▸ **Supplied material**:
◇ ◇ ◇ ◇

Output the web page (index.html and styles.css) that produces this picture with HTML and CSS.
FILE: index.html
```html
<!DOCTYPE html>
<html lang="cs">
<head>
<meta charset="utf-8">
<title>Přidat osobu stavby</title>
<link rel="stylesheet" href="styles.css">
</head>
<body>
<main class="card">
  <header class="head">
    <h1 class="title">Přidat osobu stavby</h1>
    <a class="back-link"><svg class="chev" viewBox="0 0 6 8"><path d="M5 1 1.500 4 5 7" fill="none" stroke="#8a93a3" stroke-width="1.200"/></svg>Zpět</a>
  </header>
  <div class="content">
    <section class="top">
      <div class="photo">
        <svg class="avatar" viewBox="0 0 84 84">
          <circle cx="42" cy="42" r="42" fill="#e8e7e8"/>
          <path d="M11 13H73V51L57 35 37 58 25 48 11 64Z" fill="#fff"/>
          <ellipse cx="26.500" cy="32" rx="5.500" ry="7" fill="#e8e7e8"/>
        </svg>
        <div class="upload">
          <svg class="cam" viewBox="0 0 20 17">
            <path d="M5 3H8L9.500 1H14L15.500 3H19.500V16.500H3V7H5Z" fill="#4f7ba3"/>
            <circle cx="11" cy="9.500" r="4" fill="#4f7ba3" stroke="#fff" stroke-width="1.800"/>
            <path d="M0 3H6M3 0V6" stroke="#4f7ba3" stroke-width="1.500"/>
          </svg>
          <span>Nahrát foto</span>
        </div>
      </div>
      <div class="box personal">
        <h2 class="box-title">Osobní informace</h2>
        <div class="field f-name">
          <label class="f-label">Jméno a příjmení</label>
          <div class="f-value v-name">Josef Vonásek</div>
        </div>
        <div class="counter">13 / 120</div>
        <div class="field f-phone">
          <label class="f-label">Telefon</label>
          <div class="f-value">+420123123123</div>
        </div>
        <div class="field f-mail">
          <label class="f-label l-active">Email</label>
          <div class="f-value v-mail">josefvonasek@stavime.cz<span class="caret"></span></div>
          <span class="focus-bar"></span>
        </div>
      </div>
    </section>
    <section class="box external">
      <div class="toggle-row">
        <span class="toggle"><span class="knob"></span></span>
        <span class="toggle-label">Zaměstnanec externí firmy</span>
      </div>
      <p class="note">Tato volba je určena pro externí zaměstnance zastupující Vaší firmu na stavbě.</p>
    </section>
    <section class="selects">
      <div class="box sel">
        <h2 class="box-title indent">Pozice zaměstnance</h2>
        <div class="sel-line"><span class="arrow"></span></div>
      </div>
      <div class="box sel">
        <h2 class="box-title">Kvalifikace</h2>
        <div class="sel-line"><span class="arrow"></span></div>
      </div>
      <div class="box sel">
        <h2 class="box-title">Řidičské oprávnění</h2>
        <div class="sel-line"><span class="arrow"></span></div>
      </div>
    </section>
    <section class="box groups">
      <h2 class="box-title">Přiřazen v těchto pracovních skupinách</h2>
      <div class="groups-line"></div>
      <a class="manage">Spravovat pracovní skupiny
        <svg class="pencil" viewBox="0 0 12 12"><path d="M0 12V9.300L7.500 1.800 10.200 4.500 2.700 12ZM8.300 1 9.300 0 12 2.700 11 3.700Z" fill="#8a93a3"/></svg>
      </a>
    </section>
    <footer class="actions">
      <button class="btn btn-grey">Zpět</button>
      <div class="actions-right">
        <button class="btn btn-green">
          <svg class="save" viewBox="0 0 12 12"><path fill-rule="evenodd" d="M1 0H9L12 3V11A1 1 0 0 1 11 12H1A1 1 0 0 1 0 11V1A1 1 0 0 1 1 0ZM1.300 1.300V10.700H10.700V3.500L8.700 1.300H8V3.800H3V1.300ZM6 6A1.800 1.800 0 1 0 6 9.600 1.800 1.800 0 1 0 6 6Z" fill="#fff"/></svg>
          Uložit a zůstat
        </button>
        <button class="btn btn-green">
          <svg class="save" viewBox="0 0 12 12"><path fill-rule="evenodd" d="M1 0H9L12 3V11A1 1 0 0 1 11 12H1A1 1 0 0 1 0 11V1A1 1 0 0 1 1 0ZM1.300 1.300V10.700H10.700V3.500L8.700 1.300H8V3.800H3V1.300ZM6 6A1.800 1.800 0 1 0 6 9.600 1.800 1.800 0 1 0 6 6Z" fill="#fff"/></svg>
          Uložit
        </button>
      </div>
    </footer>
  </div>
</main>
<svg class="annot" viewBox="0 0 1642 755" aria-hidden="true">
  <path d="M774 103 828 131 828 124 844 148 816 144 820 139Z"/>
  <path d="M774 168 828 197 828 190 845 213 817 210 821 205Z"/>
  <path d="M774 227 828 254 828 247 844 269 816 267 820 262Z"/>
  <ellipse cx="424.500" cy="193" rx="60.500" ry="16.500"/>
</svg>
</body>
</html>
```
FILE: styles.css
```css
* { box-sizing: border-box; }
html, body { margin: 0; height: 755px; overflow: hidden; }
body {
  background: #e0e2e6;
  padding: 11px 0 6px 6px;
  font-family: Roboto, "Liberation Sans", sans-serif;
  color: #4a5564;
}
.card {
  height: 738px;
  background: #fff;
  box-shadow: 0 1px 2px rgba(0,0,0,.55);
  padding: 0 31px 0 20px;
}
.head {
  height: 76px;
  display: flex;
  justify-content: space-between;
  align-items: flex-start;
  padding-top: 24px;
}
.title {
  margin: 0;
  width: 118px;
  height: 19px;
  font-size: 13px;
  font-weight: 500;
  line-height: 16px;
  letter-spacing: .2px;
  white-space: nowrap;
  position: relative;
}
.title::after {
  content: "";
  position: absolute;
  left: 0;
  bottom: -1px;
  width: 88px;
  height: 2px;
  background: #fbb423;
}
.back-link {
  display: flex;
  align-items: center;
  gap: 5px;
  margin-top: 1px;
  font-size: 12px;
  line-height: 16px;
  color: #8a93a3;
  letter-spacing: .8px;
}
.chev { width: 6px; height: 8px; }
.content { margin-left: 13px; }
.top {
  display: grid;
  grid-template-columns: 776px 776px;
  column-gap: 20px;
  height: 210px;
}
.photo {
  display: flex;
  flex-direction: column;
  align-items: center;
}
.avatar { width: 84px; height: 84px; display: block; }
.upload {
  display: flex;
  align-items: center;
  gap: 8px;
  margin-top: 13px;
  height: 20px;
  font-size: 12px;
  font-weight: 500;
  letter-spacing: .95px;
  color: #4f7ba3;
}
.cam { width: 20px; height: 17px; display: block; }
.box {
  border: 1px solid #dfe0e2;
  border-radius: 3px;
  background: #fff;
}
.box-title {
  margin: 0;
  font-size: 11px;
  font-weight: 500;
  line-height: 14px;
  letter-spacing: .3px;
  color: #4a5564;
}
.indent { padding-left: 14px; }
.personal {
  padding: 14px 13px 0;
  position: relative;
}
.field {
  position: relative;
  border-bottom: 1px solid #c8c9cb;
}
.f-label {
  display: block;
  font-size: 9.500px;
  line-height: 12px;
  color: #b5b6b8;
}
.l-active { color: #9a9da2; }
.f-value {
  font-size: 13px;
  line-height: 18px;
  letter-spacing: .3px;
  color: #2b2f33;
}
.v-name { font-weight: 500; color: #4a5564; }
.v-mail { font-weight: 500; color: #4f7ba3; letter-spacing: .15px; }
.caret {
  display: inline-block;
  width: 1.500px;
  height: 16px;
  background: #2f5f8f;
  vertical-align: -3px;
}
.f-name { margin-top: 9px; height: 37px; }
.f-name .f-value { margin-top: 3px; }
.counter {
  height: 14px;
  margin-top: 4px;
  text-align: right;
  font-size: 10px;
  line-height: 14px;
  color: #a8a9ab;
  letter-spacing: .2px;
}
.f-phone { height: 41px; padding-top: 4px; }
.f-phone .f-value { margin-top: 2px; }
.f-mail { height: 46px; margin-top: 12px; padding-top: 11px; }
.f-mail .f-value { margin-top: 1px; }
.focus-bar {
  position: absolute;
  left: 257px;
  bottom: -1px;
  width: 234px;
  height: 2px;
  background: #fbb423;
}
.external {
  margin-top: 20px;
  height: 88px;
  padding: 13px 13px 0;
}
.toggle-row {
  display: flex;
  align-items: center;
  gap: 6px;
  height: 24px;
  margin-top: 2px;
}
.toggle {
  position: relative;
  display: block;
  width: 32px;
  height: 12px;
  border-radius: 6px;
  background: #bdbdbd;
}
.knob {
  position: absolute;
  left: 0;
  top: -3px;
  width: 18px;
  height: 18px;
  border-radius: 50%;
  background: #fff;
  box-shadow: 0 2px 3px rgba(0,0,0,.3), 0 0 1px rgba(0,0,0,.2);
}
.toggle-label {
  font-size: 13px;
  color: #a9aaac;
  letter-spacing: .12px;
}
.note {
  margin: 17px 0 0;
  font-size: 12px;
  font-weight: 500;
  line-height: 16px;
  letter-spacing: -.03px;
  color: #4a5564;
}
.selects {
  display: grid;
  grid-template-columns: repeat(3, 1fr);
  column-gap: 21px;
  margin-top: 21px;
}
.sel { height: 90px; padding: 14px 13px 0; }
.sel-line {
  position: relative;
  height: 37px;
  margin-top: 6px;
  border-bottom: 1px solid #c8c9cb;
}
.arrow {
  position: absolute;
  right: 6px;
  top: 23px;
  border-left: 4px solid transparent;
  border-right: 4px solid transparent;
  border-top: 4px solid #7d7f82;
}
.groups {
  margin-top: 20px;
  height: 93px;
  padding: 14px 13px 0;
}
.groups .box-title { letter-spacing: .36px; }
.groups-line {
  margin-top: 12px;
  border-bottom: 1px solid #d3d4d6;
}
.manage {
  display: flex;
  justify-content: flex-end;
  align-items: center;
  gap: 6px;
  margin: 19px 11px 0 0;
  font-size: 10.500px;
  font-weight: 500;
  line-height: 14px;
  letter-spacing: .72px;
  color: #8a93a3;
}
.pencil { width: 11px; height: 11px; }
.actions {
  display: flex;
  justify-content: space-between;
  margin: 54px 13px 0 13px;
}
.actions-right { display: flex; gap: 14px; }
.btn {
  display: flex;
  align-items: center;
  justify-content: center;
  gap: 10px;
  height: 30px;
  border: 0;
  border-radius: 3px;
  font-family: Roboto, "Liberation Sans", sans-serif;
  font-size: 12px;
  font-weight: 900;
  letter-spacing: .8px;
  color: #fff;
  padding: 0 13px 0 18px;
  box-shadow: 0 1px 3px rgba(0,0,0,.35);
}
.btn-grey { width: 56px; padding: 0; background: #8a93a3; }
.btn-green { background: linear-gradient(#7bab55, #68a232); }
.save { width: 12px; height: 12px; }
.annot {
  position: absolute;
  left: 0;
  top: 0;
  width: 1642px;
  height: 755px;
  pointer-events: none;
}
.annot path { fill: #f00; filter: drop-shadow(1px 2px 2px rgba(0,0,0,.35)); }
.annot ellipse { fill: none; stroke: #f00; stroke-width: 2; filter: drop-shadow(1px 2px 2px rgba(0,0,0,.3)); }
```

◇ ◇ ◇ ◇

▸ **Given instruction**: Where a line in the material above holds "styles", copy that line.

▸ **Result**:
Output the web page (index.html and styles.css) that produces this picture with HTML and CSS.
<link rel="stylesheet" href="styles.css">
FILE: styles.css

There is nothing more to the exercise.